KPMG sued for $1.8 billion over Carillion audits

FILE PHOTO: The KPMG logo is seen at their offices at Canary Wharf financial district in London

By Kirstin Ridley

LONDON (Reuters) -KPMG has been sued for 1.3 billion pounds ($1.77 billion) by the liquidators of Carillion for missing "red flags" during audits of the construction giant, in one of the largest claims against one of the world's top accountants.

Britain's Official Receiver, part of the Insolvency Service, which is liquidating the former blue-chip group, alleged that negligent failures by KPMG to detect misstatements in the accounts of Carillion - which collapsed in 2018 under 7 billion pounds of debt - cost claimants "extensive loss and damage".

KPMG said it believed the lawsuit, details of which were made public on Thursday, was without merit and vowed to defend the case robustly.

"Responsibility for the failure of Carillion lies solely with the company's board and management, who set the strategy and ran the business," a KPMG representative said.

The claim, filed on behalf of creditors, turns on allegations that Carillion amassed vast trading losses, paid out about 210 million pounds in dividends between 2014 and 2016 and almost 39 million pounds in professional fees in 2017, because it relied on KPMG's audits.

The liquidator alleged KPMG failed to remain independent from its client and failed to exercise proper professional scepticism. One audit engagement partner repeatedly accepted hospitality from and offered hospitality to senior Carillion management, the lawsuit alleged.

The failure of Carillion, whose projects included schools, hospitals, prisons and part of a high-speed rail link, plunged thousands of jobs into uncertainty, threatened major public sector works and raised fresh questions about the risks of handing public sector projects to private companies.

The Insolvency Service has applied for eight directors linked to Carillion to be disqualified and the Financial Conduct Authority, the market regulator, has proposed handing Carillion a public censure over "reckless" behaviour.

But high-profile corporate failures in Britain have also sparked investigations and government-backed reviews to boost accounting standards in a market dominated by KPMG and its peers EY, Deloitte and PwC, known as the Big Four, who audit all of Britain's 100 top blue-chip companies.

Auditors have been lambasted after a string of corporate failures over two decades, from Arthur Andersen's oversight of failed U.S. energy giant Enron in 2001 to EY's audits of payment services group Wirecard, which collapsed in 2020.

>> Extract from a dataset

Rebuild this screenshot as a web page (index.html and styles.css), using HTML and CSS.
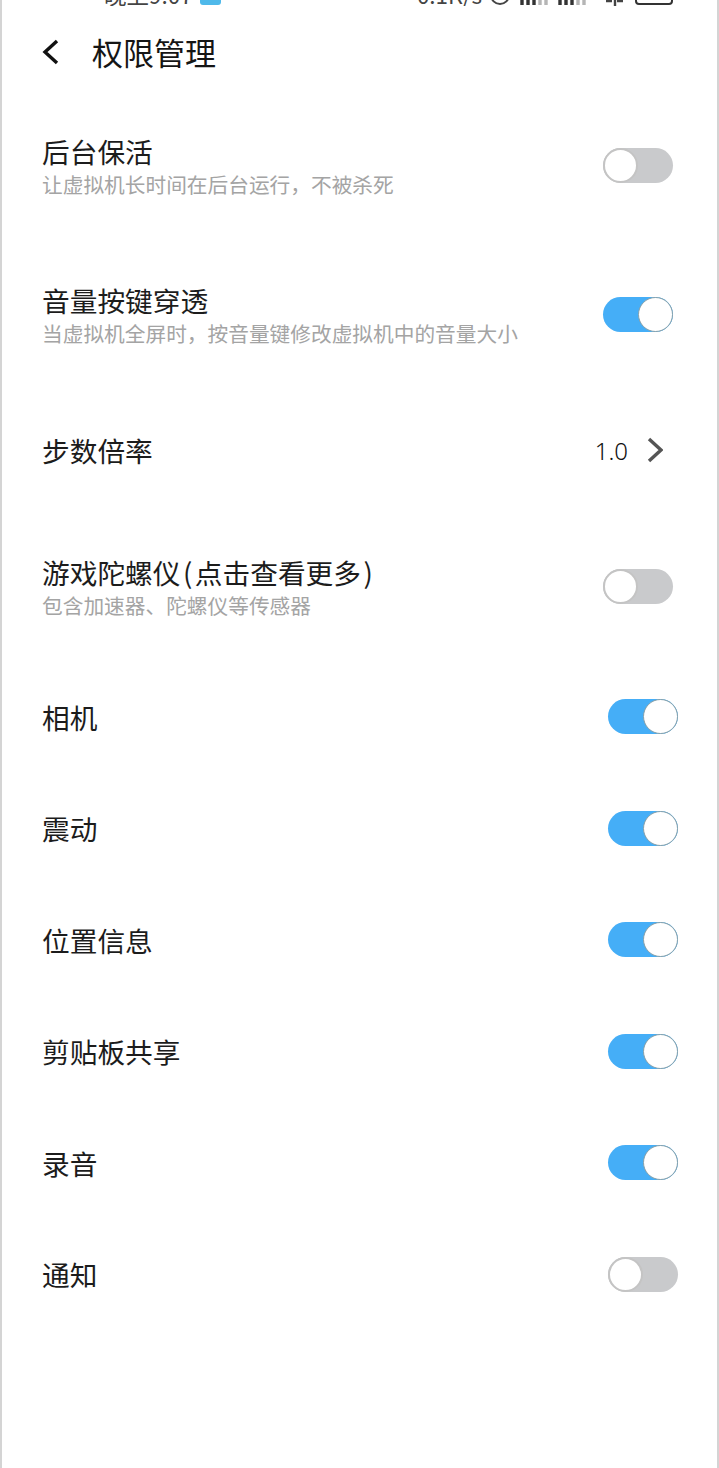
FILE: index.html
```html
<!DOCTYPE html>
<html lang="zh">
<head>
<meta charset="utf-8">
<title>权限管理</title>
<link rel="stylesheet" href="styles.css">
</head>
<body>
<div class="page">
  <div class="status">
    <div class="status-left"><span>晚上9:07</span><i class="cloud"></i></div>
    <div class="status-right">
      <span>0.1K/s</span>
      <i class="ring"></i>
      <svg class="sig" viewBox="0 0 30 12"><path d="M2 12V7M8 12V5M14 12V3" stroke="#333" stroke-width="3.4"/><path d="M20 12V2M26 12V0" stroke="#b5b5b5" stroke-width="3.4"/></svg>
      <svg class="sig" viewBox="0 0 30 12"><path d="M2 12V7M8 12V5M14 12V3" stroke="#333" stroke-width="3.4"/><path d="M20 12V2M26 12V0" stroke="#b5b5b5" stroke-width="3.4"/></svg>
      <svg class="wifi" viewBox="0 0 20 12"><path d="M10 0v12M3 3h14M1 7h6M12 7h6" stroke="#444" stroke-width="2.4"/></svg>
      <i class="batt"></i>
    </div>
  </div>
  <header class="head">
    <svg class="back" viewBox="0 0 18 26"><path d="M15 2 3 13l12 11" fill="none" stroke="#111" stroke-width="3.4"/></svg>
    <h1>权限管理</h1>
  </header>
  <section class="group">
    <div class="row h-a"><div class="txt"><div class="name">后台保活</div><div class="sub">让虚拟机长时间在后台运行，不被杀死</div></div><span class="sw"></span></div>
    <div class="row h-b"><div class="txt"><div class="name">音量按键穿透</div><div class="sub">当虚拟机全屏时，按音量键修改虚拟机中的音量大小</div></div><span class="sw on"></span></div>
    <div class="row h-c"><div class="name">步数倍率</div><div class="val"><span>1.0</span><svg class="chev" viewBox="0 0 16 26"><path d="M2 2l12 11L2 24" fill="none" stroke="#555" stroke-width="3.4"/></svg></div></div>
    <div class="row h-d"><div class="txt"><div class="name">游戏陀螺仪<span class="paren">(</span>点击查看更多<span class="paren">)</span></div><div class="sub">包含加速器、陀螺仪等传感器</div></div><span class="sw"></span></div>
  </section>
  <section class="group wide">
    <div class="row"><div class="name">相机</div><span class="sw on"></span></div>
    <div class="row"><div class="name">震动</div><span class="sw on"></span></div>
    <div class="row"><div class="name">位置信息</div><span class="sw on"></span></div>
    <div class="row"><div class="name">剪贴板共享</div><span class="sw on"></span></div>
    <div class="row"><div class="name">录音</div><span class="sw on"></span></div>
    <div class="row"><div class="name">通知</div><span class="sw"></span></div>
  </section>
</div>
</body>
</html>
```
FILE: styles.css
```css
* { box-sizing: border-box; }
html, body { margin: 0; padding: 0; }
body { background: #fff; font-family: "Noto Sans CJK SC", "Noto Sans", sans-serif; color: #1c1c1c; }
.page { width: 719px; height: 1468px; overflow: hidden; border-left: 2px solid #d4d4d4; border-right: 2px solid #d4d4d4; background: #fff; }
.status { height: 6px; overflow: hidden; display: flex; justify-content: space-between; align-items: flex-end; padding: 0 44px 0 102px; font-size: 22.5px; color: #444; line-height: 24px; }
.status-left, .status-right { display: flex; align-items: flex-end; flex: none; height: 24px; }
.status-left { gap: 7px; }
.status-right { gap: 8px; }
.cloud { width: 21px; height: 20px; background: #4fb9ea; border-radius: 3px; margin-bottom: 1px; }
.ring { width: 20px; height: 20px; border: 2.5px solid #444; border-radius: 50%; margin-bottom: 1px; }
.sig { width: 30px; height: 12px; margin-bottom: 1px; }
.sig:first-of-type { margin-left: 2px; }
.wifi { width: 20px; height: 12px; margin-left: 9px; margin-bottom: 0; }
.batt { width: 38px; height: 18px; border: 2px solid #333; border-radius: 4px; margin-left: 2px; margin-bottom: 1px; }
.head { height: 94px; display: flex; align-items: center; padding-left: 40px; padding-bottom: 2px; }
.back { width: 18px; height: 26px; margin-right: 32px; }
h1 { margin: 0; font-size: 31px; font-weight: 400; line-height: 40px; color: #151515; }
.group { padding: 0 44px 0 40px; }
.group.wide { padding-right: 39px; }
.row { display: flex; justify-content: space-between; align-items: center; height: 111.5px; }
.h-a { height: 130px; }
.h-b { height: 168px; }
.h-c { height: 104px; }
.h-d { height: 150px; margin-top: 9px; }
.name { font-size: 27.7px; line-height: 36px; color: #1c1c1c; }
.paren { margin: 0 2.5px; }
.sub { font-size: 20.7px; line-height: 26px; color: #a4a4a4; margin-top: 2px; }
.val { display: flex; align-items: center; gap: 19px; margin-right: 10px; font-size: 24px; font-family: "Noto Sans", sans-serif; font-weight: 300; color: #111; }
.chev { width: 16px; height: 26px; }
.sw { flex: none; width: 70px; height: 35px; border-radius: 18px; background: #c9cacc; position: relative; }
.sw::after { content: ""; box-sizing: border-box; position: absolute; left: 0; top: 0; width: 35px; height: 35px; border-radius: 50%; background: #fff; border: 2px solid #c4c4c4; }
.sw.on { background: #45aef7; }
.sw.on::after { left: 35px; border-width: 1.5px; border-color: #86a0aa; }
```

Some accountancy experts note that PwC is a special advisor to the UK Official Receiver and stands to profit from the case against KPMG - and that headline-grabbing damages claims can settle out of court for a fraction of their original size.

Jan du Plessis, the chair designate of Britain's FRC - an agency long criticised for failing to crack down on poor auditing after corporate collapses such as Carillion, retailer BHS and cafe chain Patisserie Valerie - said last month it was time to "jack up" scrutiny.